Your goal
Would you transcribe the whole listing exactly, minus its pictures?

Material
______________________________
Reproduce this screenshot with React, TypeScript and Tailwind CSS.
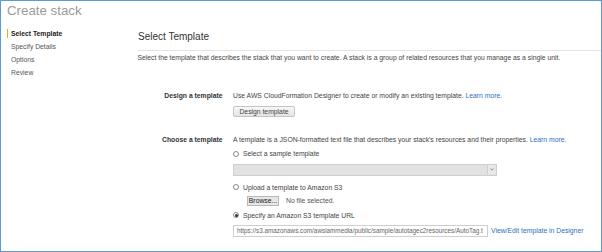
import React from "react";

function Radio({ checked, label }: { checked?: boolean; label: string }) {
  return (
    <div className="flex items-center h-[9px] leading-[9px]">
      <span className="w-[6px] h-[6px] rounded-full border border-[#8a8a8a] bg-white flex items-center justify-center shrink-0">
        {checked && <span className="w-[3px] h-[3px] rounded-full bg-[#333]" />}
      </span>
      <span className="ml-[4px]">{label}</span>
    </div>
  );
}

export default function App() {
  const navItems = ["Select Template", "Specify Details", "Options", "Review"];

  return (
    <div className="w-[602px] h-[252px] border-[1.5px] border-[#5b9bd5] bg-white overflow-hidden font-['Liberation_Sans',Arial,sans-serif] text-[6.8px] text-[#444]">
      <div className="pl-[6px] pt-[3px] h-[17px] text-[13.3px] leading-[14px] text-[#9b9b9b]">
        Create stack
      </div>
      <div className="flex">
        <nav className="w-[136.5px] pl-[5.5px] pt-[11px] shrink-0">
          {navItems.map((item, i) => (
            <div
              key={item}
              className={`h-[9px] leading-[9px] mb-[4px] border-l-[1.5px] pl-[3.5px] ${
                i === 0 ? "border-[#f5a623] font-bold text-[#222]" : "border-transparent text-[#555]"
              }`}
            >
              {item}
            </div>
          ))}
        </nav>
        <main className="flex-1 pt-[14px]">
          <h1 className="text-[10px] leading-[10px] text-[#333] pl-[0.5px] pb-[7.5px] border-b border-[#e4e4e4]">
            Select Template
          </h1>
          <p className="mt-[2.5px] h-[9px] leading-[9px]">
            Select the template that describes the stack that you want to create. A stack is a group of related
            resources that you manage as a single unit.
          </p>

          <div className="flex mt-[29px]">
            <div className="w-[85px] text-right font-bold text-[#333] leading-[9px]">Design a template</div>
            <div className="ml-[10.5px]">
              <div className="h-[9px] leading-[9px]">
                Use AWS CloudFormation Designer to create or modify an existing template.{" "}
                <span className="text-[#2a72c0]">Learn more.</span>
              </div>
              <button className="mt-[5.5px] w-[62px] h-[11.5px] rounded-[2px] border border-[#c4c4c4] bg-gradient-to-b from-[#f8f8f8] to-[#e4e4e4] text-[#444] leading-[9px]">
                Design template
              </button>
            </div>
          </div>

          <div className="flex mt-[18px]">
            <div className="w-[85px] text-right font-bold text-[#333] leading-[9px]">Choose a template</div>
            <div className="ml-[10.5px] flex-1">
              <div className="h-[9px] leading-[9px]">
                A template is a JSON-formatted text file that describes your stack's resources and their properties.{" "}
                <span className="text-[#2a72c0]">Learn more.</span>
              </div>
              <div className="mt-[5px]">
                <Radio label="Select a sample template" />
              </div>
              <div className="mt-[5.5px] w-[264px] h-[12px] border border-[#cfcfcf] bg-[#e2e2e2] flex justify-end items-center pr-[1px]">
                <div className="w-[8px] h-[9px] border-l border-[#cfcfcf] bg-[#e8e8e8] flex items-center justify-center">
                  <svg width="4" height="3" viewBox="0 0 4 3">
                    <path d="M0.5 0.5 L2 2.2 L3.5 0.5" stroke="#666" strokeWidth="0.7" fill="none" />
                  </svg>
                </div>
              </div>
              <div className="mt-[7px]">
                <Radio label="Upload a template to Amazon S3" />
              </div>
              <div className="mt-[4.5px] ml-[14px] flex items-center h-[10px]">
                <span className="w-[32px] h-[10px] border border-[#b9b9b9] bg-[#e6e6e6] text-[#222] leading-[8px] flex items-center justify-center">
                  Browse...
                </span>
                <span className="ml-[7px] text-[#555]">No file selected.</span>
              </div>
              <div className="mt-[4.5px]">
                <Radio checked label="Specify an Amazon S3 template URL" />
              </div>
              <div className="mt-[5.5px] flex items-center">
                <div className="w-[255px] h-[12px] border border-[#cfcfcf] bg-white pl-[3px] leading-[10px] text-[6.35px] text-[#666] overflow-hidden whitespace-nowrap">
                  https://s3.amazonaws.com/awsiammedia/public/sample/autotagec2resources/AutoTag.t
                </div>
                <span className="ml-[3px] text-[#2a72c0] whitespace-nowrap">View/Edit template in Designer</span>
              </div>
            </div>
          </div>
        </main>
      </div>
    </div>
  );
}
______________________________
Correct response
Reproduce this screenshot with React, TypeScript and Tailwind CSS.
import React from "react";

function Radio({ checked, label }: { checked?: boolean; label: string }) {
  return (
    <div className="flex items-center h-[9px] leading-[9px]">
      <span className="w-[6px] h-[6px] rounded-full border border-[#8a8a8a] bg-white flex items-center justify-center shrink-0">
        {checked && <span className="w-[3px] h-[3px] rounded-full bg-[#333]" />}
      </span>
      <span className="ml-[4px]">{label}</span>
    </div>
  );
}

export default function App() {
  const navItems = ["Select Template", "Specify Details", "Options", "Review"];

  return (
    <div className="w-[602px] h-[252px] border-[1.5px] border-[#5b9bd5] bg-white overflow-hidden font-['Liberation_Sans',Arial,sans-serif] text-[6.8px] text-[#444]">
      <div className="pl-[6px] pt-[3px] h-[17px] text-[13.3px] leading-[14px] text-[#9b9b9b]">
        Create stack
      </div>
      <div className="flex">
        <nav className="w-[136.5px] pl-[5.5px] pt-[11px] shrink-0">
          {navItems.map((item, i) => (
            <div
              key={item}
              className={`h-[9px] leading-[9px] mb-[4px] border-l-[1.5px] pl-[3.5px] ${
                i === 0 ? "border-[#f5a623] font-bold text-[#222]" : "border-transparent text-[#555]"
              }`}
            >
              {item}
            </div>
          ))}
        </nav>
        <main className="flex-1 pt-[14px]">
          <h1 className="text-[10px] leading-[10px] text-[#333] pl-[0.5px] pb-[7.5px] border-b border-[#e4e4e4]">
            Select Template
          </h1>
          <p className="mt-[2.5px] h-[9px] leading-[9px]">
            Select the template that describes the stack that you want to create. A stack is a group of related
            resources that you manage as a single unit.
          </p>

          <div className="flex mt-[29px]">
            <div className="w-[85px] text-right font-bold text-[#333] leading-[9px]">Design a template</div>
            <div className="ml-[10.5px]">
              <div className="h-[9px] leading-[9px]">
                Use AWS CloudFormation Designer to create or modify an existing template.{" "}
                <span className="text-[#2a72c0]">Learn more.</span>
              </div>
              <button className="mt-[5.5px] w-[62px] h-[11.5px] rounded-[2px] border border-[#c4c4c4] bg-gradient-to-b from-[#f8f8f8] to-[#e4e4e4] text-[#444] leading-[9px]">
                Design template
              </button>
            </div>
          </div>

          <div className="flex mt-[18px]">
            <div className="w-[85px] text-right font-bold text-[#333] leading-[9px]">Choose a template</div>
            <div className="ml-[10.5px] flex-1">
              <div className="h-[9px] leading-[9px]">
                A template is a JSON-formatted text file that describes your stack's resources and their properties.{" "}
                <span className="text-[#2a72c0]">Learn more.</span>
              </div>
              <div className="mt-[5px]">
                <Radio label="Select a sample template" />
              </div>
              <div className="mt-[5.5px] w-[264px] h-[12px] border border-[#cfcfcf] bg-[#e2e2e2] flex justify-end items-center pr-[1px]">
                <div className="w-[8px] h-[9px] border-l border-[#cfcfcf] bg-[#e8e8e8] flex items-center justify-center">
                  <svg width="4" height="3" viewBox="0 0 4 3">
                    <path d="M0.5 0.5 L2 2.2 L3.5 0.5" stroke="#666" strokeWidth="0.7" fill="none" />
                  </svg>
                </div>
              </div>
              <div className="mt-[7px]">
                <Radio label="Upload a template to Amazon S3" />
              </div>
              <div className="mt-[4.5px] ml-[14px] flex items-center h-[10px]">
                <span className="w-[32px] h-[10px] border border-[#b9b9b9] bg-[#e6e6e6] text-[#222] leading-[8px] flex items-center justify-center">
                  Browse...
                </span>
                <span className="ml-[7px] text-[#555]">No file selected.</span>
              </div>
              <div className="mt-[4.5px]">
                <Radio checked label="Specify an Amazon S3 template URL" />
              </div>
              <div className="mt-[5.5px] flex items-center">
                <div className="w-[255px] h-[12px] border border-[#cfcfcf] bg-white pl-[3px] leading-[10px] text-[6.35px] text-[#666] overflow-hidden whitespace-nowrap">
                  https://s3.amazonaws.com/awsiammedia/public/sample/autotagec2resources/AutoTag.t
                </div>
                <span className="ml-[3px] text-[#2a72c0] whitespace-nowrap">View/Edit template in Designer</span>
              </div>
            </div>
          </div>
        </main>
      </div>
    </div>
  );
}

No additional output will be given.